Her very recent shenanigans in the context of this battle provide unintended comical effects. One would expect better from her than building a bubble around Jagori Baskey (as a proof of revolutionaries being converted by her call), only to be pricked the very next day even by the mainstream media (http://telegraphindia.com/1111118/jsp/frontpage/story_14767606.jsp, http://www.hindustantimes.com/India-news/Kolkata/Jagari-was-nabbed-by-cops-in-January-2010/Article1-770930.aspx).

Blood is dripping out of the body of Bengal (see Endnote 5). How much blood, o Netri, does finally give you diarrhoea?

***

Endnotes:

Endnote 1: While some of the Fascist dictators display their lives of pomp and splendour openly, some others, most notably Hitler himself, liked to create an aura of plain living and honesty around themselves (see, e.g., Richard Grunberger (1971): A Social History of the Third Reich, Penguin). Our home-grown Fuehrer seems to have chosen the second path.

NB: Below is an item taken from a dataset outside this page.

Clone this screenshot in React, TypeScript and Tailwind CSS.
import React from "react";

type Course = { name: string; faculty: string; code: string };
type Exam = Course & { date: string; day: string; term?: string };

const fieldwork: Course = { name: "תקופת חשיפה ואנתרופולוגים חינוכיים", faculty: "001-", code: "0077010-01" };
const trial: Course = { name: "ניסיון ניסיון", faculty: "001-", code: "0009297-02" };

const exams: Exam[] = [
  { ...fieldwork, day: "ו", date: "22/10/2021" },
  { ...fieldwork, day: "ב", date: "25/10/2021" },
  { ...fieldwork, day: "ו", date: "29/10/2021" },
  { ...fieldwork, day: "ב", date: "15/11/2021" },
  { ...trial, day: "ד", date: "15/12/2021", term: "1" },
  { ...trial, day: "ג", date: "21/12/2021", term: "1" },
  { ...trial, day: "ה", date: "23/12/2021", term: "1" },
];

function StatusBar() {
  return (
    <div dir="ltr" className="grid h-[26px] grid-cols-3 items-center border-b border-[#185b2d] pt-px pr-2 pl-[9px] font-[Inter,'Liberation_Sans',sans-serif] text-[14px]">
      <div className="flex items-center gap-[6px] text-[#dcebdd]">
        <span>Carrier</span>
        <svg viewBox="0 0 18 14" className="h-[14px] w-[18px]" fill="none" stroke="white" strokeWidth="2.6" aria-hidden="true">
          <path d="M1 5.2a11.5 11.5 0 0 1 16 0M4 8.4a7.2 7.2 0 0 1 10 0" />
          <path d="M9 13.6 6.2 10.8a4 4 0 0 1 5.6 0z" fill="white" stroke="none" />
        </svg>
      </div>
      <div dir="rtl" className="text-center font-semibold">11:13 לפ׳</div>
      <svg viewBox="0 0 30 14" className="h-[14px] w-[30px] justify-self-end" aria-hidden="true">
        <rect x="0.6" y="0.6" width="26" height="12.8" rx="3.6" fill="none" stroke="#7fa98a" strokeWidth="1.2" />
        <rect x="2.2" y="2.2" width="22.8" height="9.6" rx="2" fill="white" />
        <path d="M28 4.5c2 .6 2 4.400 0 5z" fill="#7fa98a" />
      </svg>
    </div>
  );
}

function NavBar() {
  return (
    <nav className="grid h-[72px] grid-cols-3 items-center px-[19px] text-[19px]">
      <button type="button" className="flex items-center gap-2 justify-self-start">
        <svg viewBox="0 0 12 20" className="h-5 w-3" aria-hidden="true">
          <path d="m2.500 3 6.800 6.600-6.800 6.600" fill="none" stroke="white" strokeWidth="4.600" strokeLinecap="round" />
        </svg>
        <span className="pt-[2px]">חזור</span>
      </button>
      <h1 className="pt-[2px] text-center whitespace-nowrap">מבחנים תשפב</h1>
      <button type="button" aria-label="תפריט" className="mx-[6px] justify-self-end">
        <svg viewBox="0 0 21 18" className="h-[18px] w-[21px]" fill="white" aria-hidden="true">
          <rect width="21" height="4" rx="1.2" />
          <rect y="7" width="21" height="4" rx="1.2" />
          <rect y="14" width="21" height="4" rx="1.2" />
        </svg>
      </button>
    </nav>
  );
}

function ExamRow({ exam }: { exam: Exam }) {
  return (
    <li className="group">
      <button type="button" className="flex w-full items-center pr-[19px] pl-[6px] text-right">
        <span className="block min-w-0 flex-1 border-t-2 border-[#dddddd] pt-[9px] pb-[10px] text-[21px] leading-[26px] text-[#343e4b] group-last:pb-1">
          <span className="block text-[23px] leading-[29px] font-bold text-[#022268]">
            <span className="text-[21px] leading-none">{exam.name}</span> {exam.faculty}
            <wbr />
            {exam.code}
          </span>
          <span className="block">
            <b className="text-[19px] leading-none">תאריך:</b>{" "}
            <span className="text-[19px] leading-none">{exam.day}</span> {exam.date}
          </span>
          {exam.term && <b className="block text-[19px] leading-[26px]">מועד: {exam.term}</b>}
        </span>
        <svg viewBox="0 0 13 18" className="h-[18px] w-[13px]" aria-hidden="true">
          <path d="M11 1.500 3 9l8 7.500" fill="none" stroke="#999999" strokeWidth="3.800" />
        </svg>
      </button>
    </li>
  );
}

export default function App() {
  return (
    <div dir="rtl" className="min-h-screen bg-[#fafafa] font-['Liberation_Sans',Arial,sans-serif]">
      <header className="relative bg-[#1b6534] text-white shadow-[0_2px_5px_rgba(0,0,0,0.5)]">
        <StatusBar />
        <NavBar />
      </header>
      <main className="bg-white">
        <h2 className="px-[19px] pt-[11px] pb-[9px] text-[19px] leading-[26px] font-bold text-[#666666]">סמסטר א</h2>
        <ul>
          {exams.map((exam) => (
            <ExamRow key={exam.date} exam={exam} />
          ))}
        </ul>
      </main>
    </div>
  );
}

Endnote 2: Very recently Kabir Suman, a Member of Parliament from Trinamool Congress itself, has pointed out that one attractive feature of such “special” operations is that the expenses for such operations are not audited (http://www.kabirsumanonline.com/home/2011/10/17/dignity/). Presumably, governmental thieves, thus, have a special love for such operations.

Endnote 3: PCAPA Letters in Sanhati.

Endnote 4: A relatively sophisticated attempt at undermining the Maoist movement in India may run along the following line: the movement is successful only as a “resistance” movement but has failed as a force for fundamental social transformation. The success of the movement (which the underminers fail to deny), it can be argued, is built on relatively ad-hoc resistance to episodes of plunder perpetrated by the state in favour of big capital, not on a planned struggle against well-defined class-enemies identified through proper class-analysis and thus, it may be claimed, that the practice of these revolutionaries, at its most successful, seems to be at variance with their stated theoretical understanding.

The remarkable set of demands during the Andhra talks provides a fitting answer to such putative claims. What this shows is that in its programme of democratic revolution, resistance to people getting uprooted owing to land-grab (and thus losing the right to security of livelihood) followed naturally from the more “basic” goals of landless and poor peasants’ achieving security of property rights–in land and other productive inputs. Therefore, the struggle against the so-called primary accumulation of capital by the CPI (Maoist) seems to be not an appendage to but a well thought-out, natural and integral part of its broad agenda of democratic revolution.

A prescient article in Frontline way back in 2005 (“The Naxalite Challenge”,) highlighted this point. The article forecast:

“There are indications that the immediate manifestation of this theoretical projection would be in the form of struggles and strikes against the corporatisation of agricultural land. The specific demand for redistribution of land in Andhra Pradesh during the talks last year had this dimension. Jharkhand, where the National Democratic Alliance government is busy signing memorandums of understanding with industrial houses such as the Mittals, the Jindals and the Tatas for mining and related activities, could well become the next major naxalite target”

Endnote 5: This is from a memorable poem by Joy Goswami written in the context of the people’s revolt in Nandigram. This is, sadly, still relevant.